Set problem → Read the listing below and copy out every line that holds "this".

Records with interface code →
■ ■ ■
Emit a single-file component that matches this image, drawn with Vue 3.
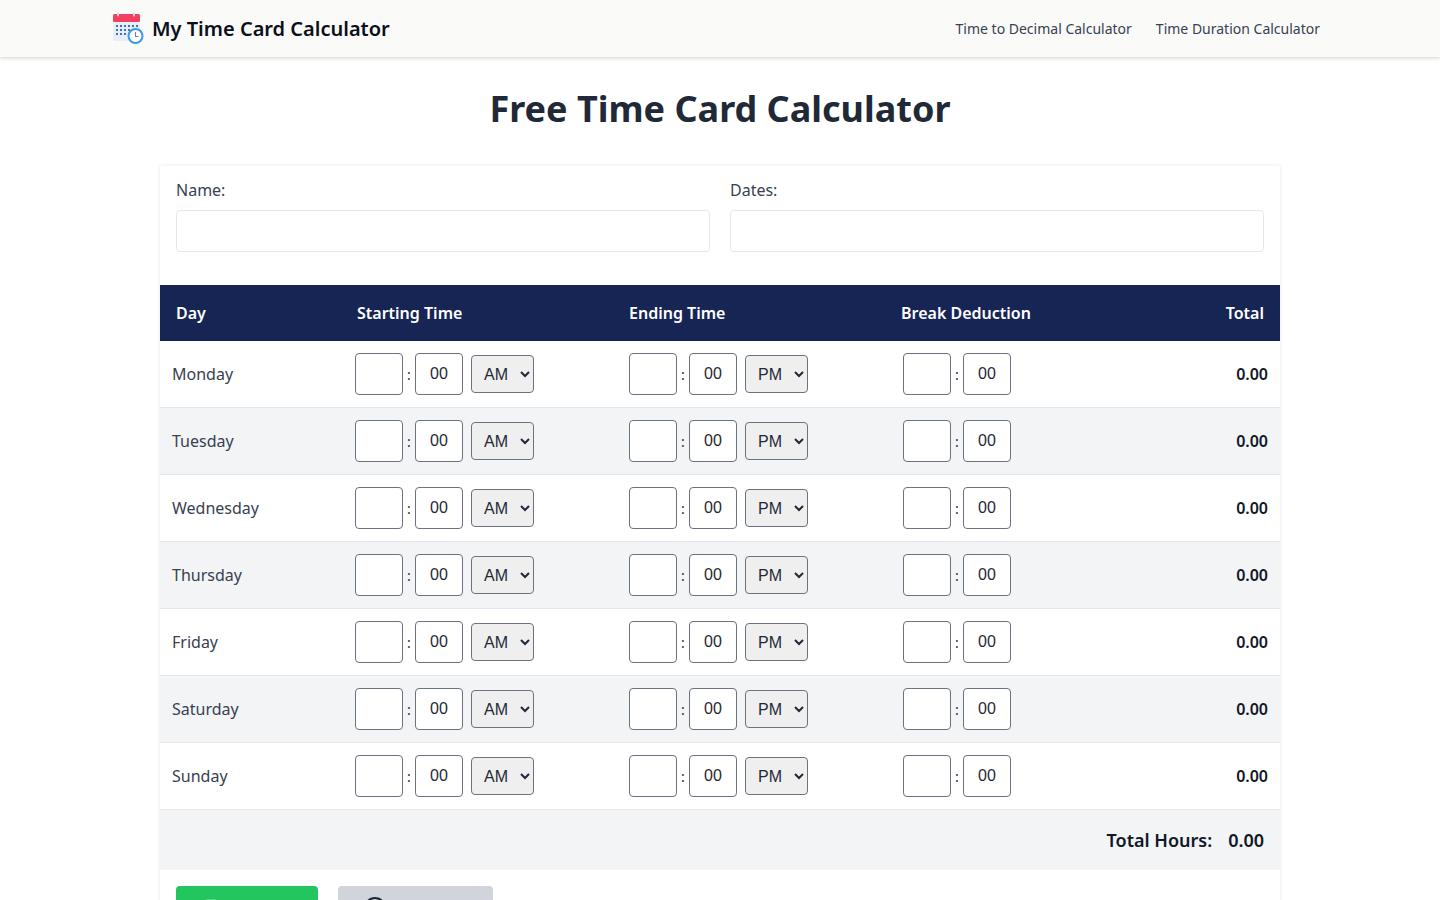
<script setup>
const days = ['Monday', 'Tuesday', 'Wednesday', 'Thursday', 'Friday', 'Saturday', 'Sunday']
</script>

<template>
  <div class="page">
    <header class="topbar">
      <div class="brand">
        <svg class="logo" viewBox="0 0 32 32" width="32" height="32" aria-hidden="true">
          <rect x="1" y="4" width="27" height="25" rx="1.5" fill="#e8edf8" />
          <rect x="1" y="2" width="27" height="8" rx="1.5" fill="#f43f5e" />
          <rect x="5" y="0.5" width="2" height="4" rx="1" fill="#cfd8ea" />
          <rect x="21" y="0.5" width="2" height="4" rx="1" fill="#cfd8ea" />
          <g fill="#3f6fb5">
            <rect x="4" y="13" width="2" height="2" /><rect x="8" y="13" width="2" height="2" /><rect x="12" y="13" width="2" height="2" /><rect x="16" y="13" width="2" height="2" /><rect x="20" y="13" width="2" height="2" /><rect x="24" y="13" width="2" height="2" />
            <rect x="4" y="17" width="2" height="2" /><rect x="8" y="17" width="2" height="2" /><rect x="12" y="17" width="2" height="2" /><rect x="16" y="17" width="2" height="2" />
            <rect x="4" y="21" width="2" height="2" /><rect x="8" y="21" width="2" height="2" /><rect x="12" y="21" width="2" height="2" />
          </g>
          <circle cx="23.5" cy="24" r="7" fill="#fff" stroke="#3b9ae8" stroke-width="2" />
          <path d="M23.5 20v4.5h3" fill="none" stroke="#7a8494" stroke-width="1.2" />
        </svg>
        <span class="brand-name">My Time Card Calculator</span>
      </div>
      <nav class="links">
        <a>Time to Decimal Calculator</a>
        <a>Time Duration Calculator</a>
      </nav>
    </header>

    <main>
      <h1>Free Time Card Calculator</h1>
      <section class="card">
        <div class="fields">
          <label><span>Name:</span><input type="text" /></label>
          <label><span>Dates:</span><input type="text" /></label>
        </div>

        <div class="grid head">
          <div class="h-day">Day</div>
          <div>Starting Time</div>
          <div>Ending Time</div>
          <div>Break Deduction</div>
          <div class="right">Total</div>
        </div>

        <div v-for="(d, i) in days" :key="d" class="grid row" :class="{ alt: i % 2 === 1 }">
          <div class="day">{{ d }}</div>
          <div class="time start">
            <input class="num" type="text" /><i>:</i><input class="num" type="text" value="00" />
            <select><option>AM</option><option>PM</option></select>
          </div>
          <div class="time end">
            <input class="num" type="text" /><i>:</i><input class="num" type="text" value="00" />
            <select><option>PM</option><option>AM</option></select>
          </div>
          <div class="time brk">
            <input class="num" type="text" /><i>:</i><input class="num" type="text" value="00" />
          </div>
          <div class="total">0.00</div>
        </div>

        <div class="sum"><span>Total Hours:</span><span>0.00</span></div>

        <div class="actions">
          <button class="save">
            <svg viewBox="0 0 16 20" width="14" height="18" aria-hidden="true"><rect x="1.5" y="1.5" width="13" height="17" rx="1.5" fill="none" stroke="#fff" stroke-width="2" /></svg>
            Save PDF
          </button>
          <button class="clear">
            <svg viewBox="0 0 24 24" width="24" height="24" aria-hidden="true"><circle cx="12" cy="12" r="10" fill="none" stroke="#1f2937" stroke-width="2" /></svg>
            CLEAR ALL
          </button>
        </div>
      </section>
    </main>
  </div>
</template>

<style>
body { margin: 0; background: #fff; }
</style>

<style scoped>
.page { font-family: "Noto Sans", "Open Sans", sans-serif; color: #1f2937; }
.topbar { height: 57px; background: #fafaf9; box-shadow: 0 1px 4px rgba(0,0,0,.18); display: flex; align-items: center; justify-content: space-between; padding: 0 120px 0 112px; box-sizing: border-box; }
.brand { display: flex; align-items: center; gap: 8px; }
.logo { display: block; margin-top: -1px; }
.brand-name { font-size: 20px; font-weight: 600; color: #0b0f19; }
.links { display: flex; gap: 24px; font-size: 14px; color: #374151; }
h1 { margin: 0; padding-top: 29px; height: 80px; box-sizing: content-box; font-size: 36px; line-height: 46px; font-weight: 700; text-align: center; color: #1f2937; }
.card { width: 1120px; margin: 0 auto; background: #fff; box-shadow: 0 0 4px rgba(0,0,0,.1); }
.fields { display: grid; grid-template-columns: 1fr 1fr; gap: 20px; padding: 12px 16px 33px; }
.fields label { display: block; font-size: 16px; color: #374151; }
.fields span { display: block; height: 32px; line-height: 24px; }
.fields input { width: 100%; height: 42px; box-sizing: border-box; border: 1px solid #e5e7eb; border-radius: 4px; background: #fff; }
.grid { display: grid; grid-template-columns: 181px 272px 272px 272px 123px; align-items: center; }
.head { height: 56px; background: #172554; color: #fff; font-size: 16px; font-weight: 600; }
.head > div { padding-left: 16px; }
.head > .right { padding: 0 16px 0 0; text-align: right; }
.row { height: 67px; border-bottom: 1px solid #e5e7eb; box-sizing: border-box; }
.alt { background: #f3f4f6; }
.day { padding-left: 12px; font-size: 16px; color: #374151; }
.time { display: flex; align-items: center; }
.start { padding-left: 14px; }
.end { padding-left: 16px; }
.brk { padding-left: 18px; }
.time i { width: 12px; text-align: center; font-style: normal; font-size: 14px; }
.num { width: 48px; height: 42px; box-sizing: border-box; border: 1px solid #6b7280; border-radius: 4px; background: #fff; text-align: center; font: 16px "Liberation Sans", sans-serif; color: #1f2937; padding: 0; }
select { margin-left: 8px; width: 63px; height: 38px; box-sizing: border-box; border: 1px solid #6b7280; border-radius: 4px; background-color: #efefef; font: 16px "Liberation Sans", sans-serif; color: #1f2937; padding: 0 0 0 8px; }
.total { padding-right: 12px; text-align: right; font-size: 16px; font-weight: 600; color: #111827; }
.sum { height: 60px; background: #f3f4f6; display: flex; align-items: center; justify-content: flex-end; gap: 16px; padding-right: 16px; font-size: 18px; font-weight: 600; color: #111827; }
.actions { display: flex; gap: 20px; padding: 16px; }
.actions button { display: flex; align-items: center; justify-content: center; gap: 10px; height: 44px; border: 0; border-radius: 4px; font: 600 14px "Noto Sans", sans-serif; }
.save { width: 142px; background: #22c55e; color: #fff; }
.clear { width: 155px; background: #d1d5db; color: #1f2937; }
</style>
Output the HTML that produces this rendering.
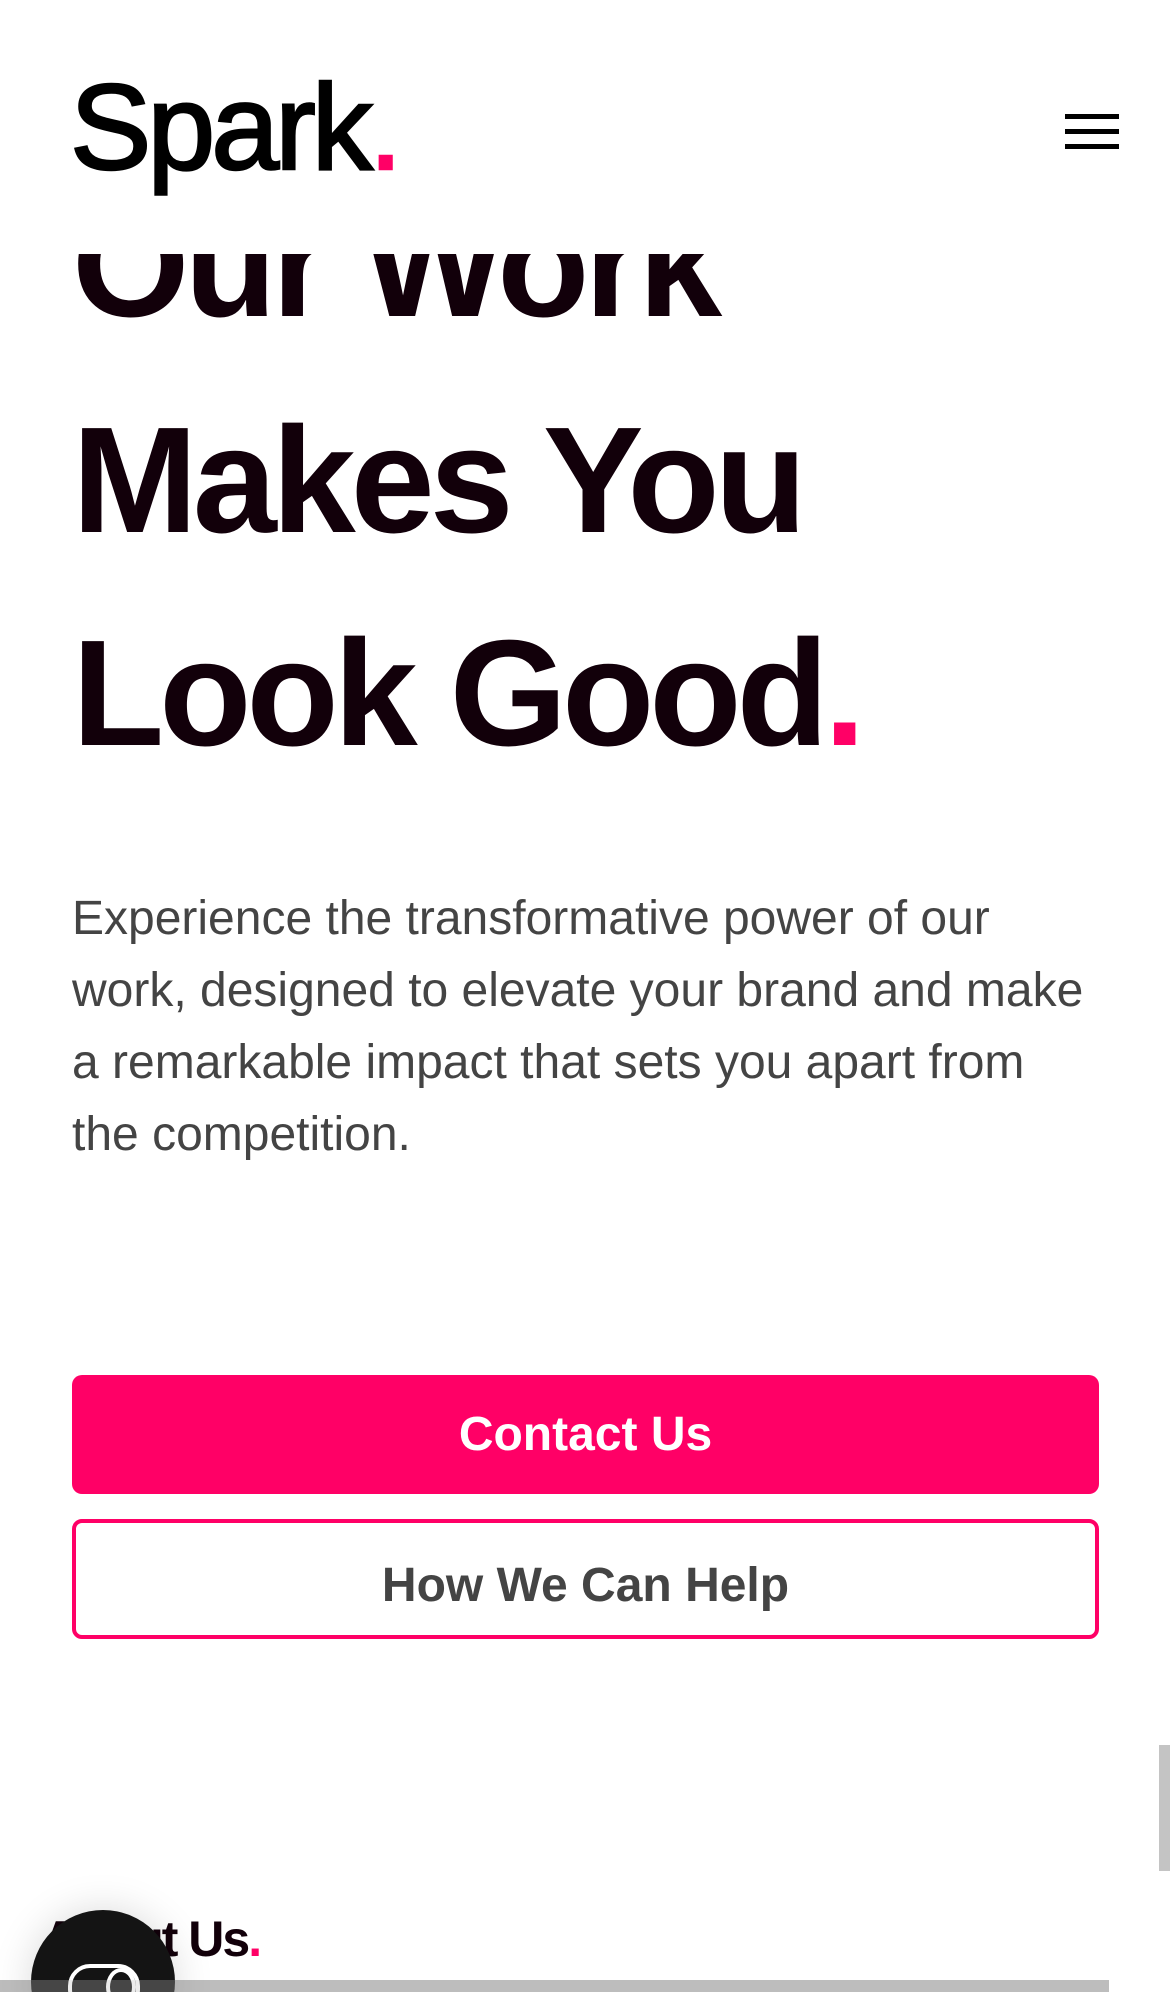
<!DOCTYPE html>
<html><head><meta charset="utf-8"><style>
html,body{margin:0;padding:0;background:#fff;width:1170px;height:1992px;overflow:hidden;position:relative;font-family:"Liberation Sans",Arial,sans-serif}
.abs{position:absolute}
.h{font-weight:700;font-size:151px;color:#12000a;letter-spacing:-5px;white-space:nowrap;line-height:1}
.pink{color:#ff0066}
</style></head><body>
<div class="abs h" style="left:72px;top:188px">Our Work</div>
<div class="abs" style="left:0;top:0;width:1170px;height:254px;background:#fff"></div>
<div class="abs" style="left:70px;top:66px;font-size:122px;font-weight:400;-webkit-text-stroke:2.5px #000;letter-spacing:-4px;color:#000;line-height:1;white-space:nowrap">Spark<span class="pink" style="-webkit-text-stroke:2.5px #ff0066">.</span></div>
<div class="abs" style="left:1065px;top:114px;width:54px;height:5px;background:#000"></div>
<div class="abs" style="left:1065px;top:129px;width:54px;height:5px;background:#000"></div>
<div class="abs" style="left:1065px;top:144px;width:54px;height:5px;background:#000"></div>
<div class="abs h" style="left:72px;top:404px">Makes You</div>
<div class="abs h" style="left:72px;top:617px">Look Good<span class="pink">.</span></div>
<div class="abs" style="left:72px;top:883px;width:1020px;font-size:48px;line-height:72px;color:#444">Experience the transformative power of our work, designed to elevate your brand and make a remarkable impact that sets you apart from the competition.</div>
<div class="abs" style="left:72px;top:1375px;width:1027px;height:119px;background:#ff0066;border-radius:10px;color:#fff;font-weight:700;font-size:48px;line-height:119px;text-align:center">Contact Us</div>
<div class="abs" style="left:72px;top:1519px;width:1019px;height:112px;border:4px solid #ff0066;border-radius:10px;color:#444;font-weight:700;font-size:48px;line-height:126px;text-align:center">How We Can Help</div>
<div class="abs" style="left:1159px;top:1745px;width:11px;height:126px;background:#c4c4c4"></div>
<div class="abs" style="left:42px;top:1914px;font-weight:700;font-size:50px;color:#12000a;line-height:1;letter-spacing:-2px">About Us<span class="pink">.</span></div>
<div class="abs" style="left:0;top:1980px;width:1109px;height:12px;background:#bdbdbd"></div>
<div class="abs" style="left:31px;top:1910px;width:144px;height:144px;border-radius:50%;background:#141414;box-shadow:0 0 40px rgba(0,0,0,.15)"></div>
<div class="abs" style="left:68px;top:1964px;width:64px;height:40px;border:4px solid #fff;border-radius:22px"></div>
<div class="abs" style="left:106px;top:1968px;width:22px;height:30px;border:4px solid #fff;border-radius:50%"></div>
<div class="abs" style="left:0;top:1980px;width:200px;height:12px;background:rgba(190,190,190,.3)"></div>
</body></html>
■ ■ ■
The reply →
Emit a single-file component that matches this image, drawn with Vue 3.
Output the HTML that produces this rendering.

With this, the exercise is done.